⟨

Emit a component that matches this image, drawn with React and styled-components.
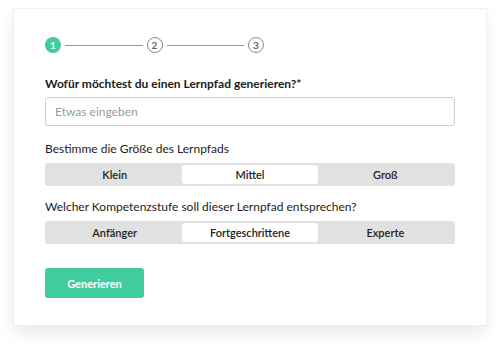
import React, { useState } from 'react';
import styled, { createGlobalStyle } from 'styled-components';

const Global = createGlobalStyle`
    body {
        margin: 0;
        background: #fff;
        font-family: Lato, "Liberation Sans", sans-serif;
        color: #1c1c1c;
    }
`;

const Page = styled.div`
    width: 500px;
    height: 348px;
    padding: 8px 13px 0;
    box-sizing: border-box;
`;

const Card = styled.div`
    background: #fff;
    border: 1px solid #f0f0f0;
    box-shadow: 0 8px 14px rgba(0, 0, 0, 0.08);
    padding: 28px 31px 28px;
    height: 318px;
    box-sizing: border-box;
`;

const Stepper = styled.div`
    display: flex;
    align-items: center;
    width: 219px;
    margin-bottom: 23px;
`;

const Step = styled.div`
    width: 16px;
    height: 16px;
    border-radius: 50%;
    box-sizing: border-box;
    flex: none;
    display: flex;
    align-items: center;
    justify-content: center;
    font-size: 10px;
    font-weight: 700;
    background: ${p => (p.active ? '#40cc9f' : '#fff')};
    color: ${p => (p.active ? '#fff' : '#666')};
    border: ${p => (p.active ? 'none' : '1px solid #8a8a8a')};
`;

const Line = styled.div`
    flex: 1;
    height: 1px;
    background: #9a9a9a;
    margin: 0 4px;
`;

const Label = styled.div`
    font-size: ${p => (p.bold ? 12 : 12)}px;
    font-weight: ${p => (p.bold ? 700 : 400)};
    line-height: 16px;
    margin-bottom: ${p => (p.bold ? 5 : 6)}px;
`;

const Input = styled.input`
    display: block;
    width: 100%;
    height: 29px;
    box-sizing: border-box;
    border: 1px solid #cfcfcf;
    border-radius: 3px;
    padding: 0 9px;
    font-family: inherit;
    font-size: 12px;
    margin-bottom: 15px;
    &::placeholder {
        color: #9a9a9a;
    }
`;

const Segments = styled.div`
    display: grid;
    grid-template-columns: repeat(3, 1fr);
    background: #e1e1e1;
    border-radius: 3px;
    padding: 2px;
    height: 23px;
    box-sizing: border-box;
    margin-bottom: ${p => p.gap}px;
`;

const Segment = styled.button`
    border: none;
    border-radius: 3px;
    background: ${p => (p.selected ? '#fff' : 'transparent')};
    font-family: inherit;
    font-size: 11px;
    font-weight: 600;
    color: #222;
    padding: 0;
    cursor: pointer;
`;

const Submit = styled.button`
    width: 99px;
    height: 30px;
    border: none;
    border-radius: 3px;
    background: #40cc9f;
    color: #fff;
    font-family: inherit;
    font-size: 11px;
    font-weight: 700;
    cursor: pointer;
`;

function Toggle({ options, value, onChange, gap }) {
    return (
        <Segments gap={gap}>
            {options.map(o => (
                <Segment key={o} selected={o === value} onClick={() => onChange(o)}>
                    {o}
                </Segment>
            ))}
        </Segments>
    );
}

export default function App() {
    const [size, setSize] = useState('Mittel');
    const [level, setLevel] = useState('Fortgeschrittene');

    return (
        <Page>
            <Global />
            <Card>
                <Stepper>
                    <Step active>1</Step>
                    <Line />
                    <Step>2</Step>
                    <Line />
                    <Step>3</Step>
                </Stepper>

                <Label bold>Wofür möchtest du einen Lernpfad generieren?*</Label>
                <Input placeholder="Etwas eingeben" />

                <Label>Bestimme die Größe des Lernpfads</Label>
                <Toggle options={['Klein', 'Mittel', 'Groß']} value={size} onChange={setSize} gap={13} />

                <Label>Welcher Kompetenzstufe soll dieser Lernpfad entsprechen?</Label>
                <Toggle options={['Anfänger', 'Fortgeschrittene', 'Experte']} value={level} onChange={setLevel} gap={24} />

                <Submit>Generieren</Submit>
            </Card>
        </Page>
    );
}
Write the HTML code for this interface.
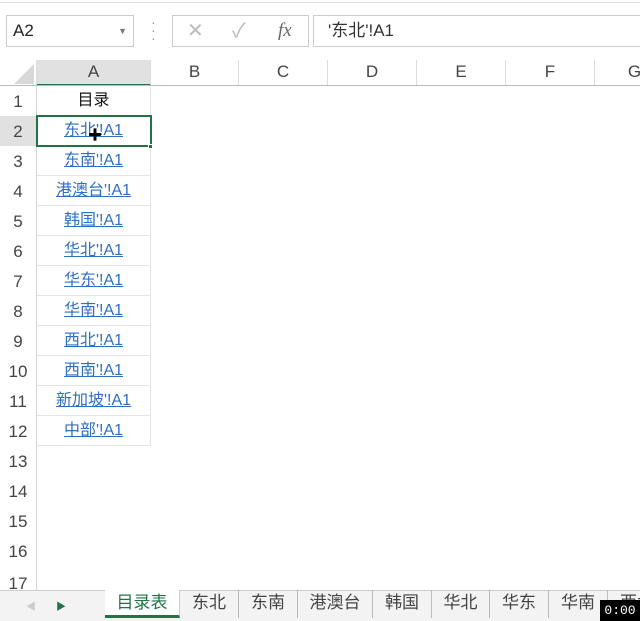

⟩

GIVEN REQUEST> Go back to the records above and write them out exactly, without the pictures.

CORRECT OUTPUT>
Emit a component that matches this image, drawn with React and styled-components.
import React, { useState } from 'react';
import styled, { createGlobalStyle } from 'styled-components';

const Global = createGlobalStyle`
    body {
        margin: 0;
        background: #fff;
        font-family: Lato, "Liberation Sans", sans-serif;
        color: #1c1c1c;
    }
`;

const Page = styled.div`
    width: 500px;
    height: 348px;
    padding: 8px 13px 0;
    box-sizing: border-box;
`;

const Card = styled.div`
    background: #fff;
    border: 1px solid #f0f0f0;
    box-shadow: 0 8px 14px rgba(0, 0, 0, 0.08);
    padding: 28px 31px 28px;
    height: 318px;
    box-sizing: border-box;
`;

const Stepper = styled.div`
    display: flex;
    align-items: center;
    width: 219px;
    margin-bottom: 23px;
`;

const Step = styled.div`
    width: 16px;
    height: 16px;
    border-radius: 50%;
    box-sizing: border-box;
    flex: none;
    display: flex;
    align-items: center;
    justify-content: center;
    font-size: 10px;
    font-weight: 700;
    background: ${p => (p.active ? '#40cc9f' : '#fff')};
    color: ${p => (p.active ? '#fff' : '#666')};
    border: ${p => (p.active ? 'none' : '1px solid #8a8a8a')};
`;

const Line = styled.div`
    flex: 1;
    height: 1px;
    background: #9a9a9a;
    margin: 0 4px;
`;

const Label = styled.div`
    font-size: ${p => (p.bold ? 12 : 12)}px;
    font-weight: ${p => (p.bold ? 700 : 400)};
    line-height: 16px;
    margin-bottom: ${p => (p.bold ? 5 : 6)}px;
`;

const Input = styled.input`
    display: block;
    width: 100%;
    height: 29px;
    box-sizing: border-box;
    border: 1px solid #cfcfcf;
    border-radius: 3px;
    padding: 0 9px;
    font-family: inherit;
    font-size: 12px;
    margin-bottom: 15px;
    &::placeholder {
        color: #9a9a9a;
    }
`;

const Segments = styled.div`
    display: grid;
    grid-template-columns: repeat(3, 1fr);
    background: #e1e1e1;
    border-radius: 3px;
    padding: 2px;
    height: 23px;
    box-sizing: border-box;
    margin-bottom: ${p => p.gap}px;
`;

const Segment = styled.button`
    border: none;
    border-radius: 3px;
    background: ${p => (p.selected ? '#fff' : 'transparent')};
    font-family: inherit;
    font-size: 11px;
    font-weight: 600;
    color: #222;
    padding: 0;
    cursor: pointer;
`;

const Submit = styled.button`
    width: 99px;
    height: 30px;
    border: none;
    border-radius: 3px;
    background: #40cc9f;
    color: #fff;
    font-family: inherit;
    font-size: 11px;
    font-weight: 700;
    cursor: pointer;
`;

function Toggle({ options, value, onChange, gap }) {
    return (
        <Segments gap={gap}>
            {options.map(o => (
                <Segment key={o} selected={o === value} onClick={() => onChange(o)}>
                    {o}
                </Segment>
            ))}
        </Segments>
    );
}

export default function App() {
    const [size, setSize] = useState('Mittel');
    const [level, setLevel] = useState('Fortgeschrittene');

    return (
        <Page>
            <Global />
            <Card>
                <Stepper>
                    <Step active>1</Step>
                    <Line />
                    <Step>2</Step>
                    <Line />
                    <Step>3</Step>
                </Stepper>

                <Label bold>Wofür möchtest du einen Lernpfad generieren?*</Label>
                <Input placeholder="Etwas eingeben" />

                <Label>Bestimme die Größe des Lernpfads</Label>
                <Toggle options={['Klein', 'Mittel', 'Groß']} value={size} onChange={setSize} gap={13} />

                <Label>Welcher Kompetenzstufe soll dieser Lernpfad entsprechen?</Label>
                <Toggle options={['Anfänger', 'Fortgeschrittene', 'Experte']} value={level} onChange={setLevel} gap={24} />

                <Submit>Generieren</Submit>
            </Card>
        </Page>
    );
}
Write the HTML code for this interface.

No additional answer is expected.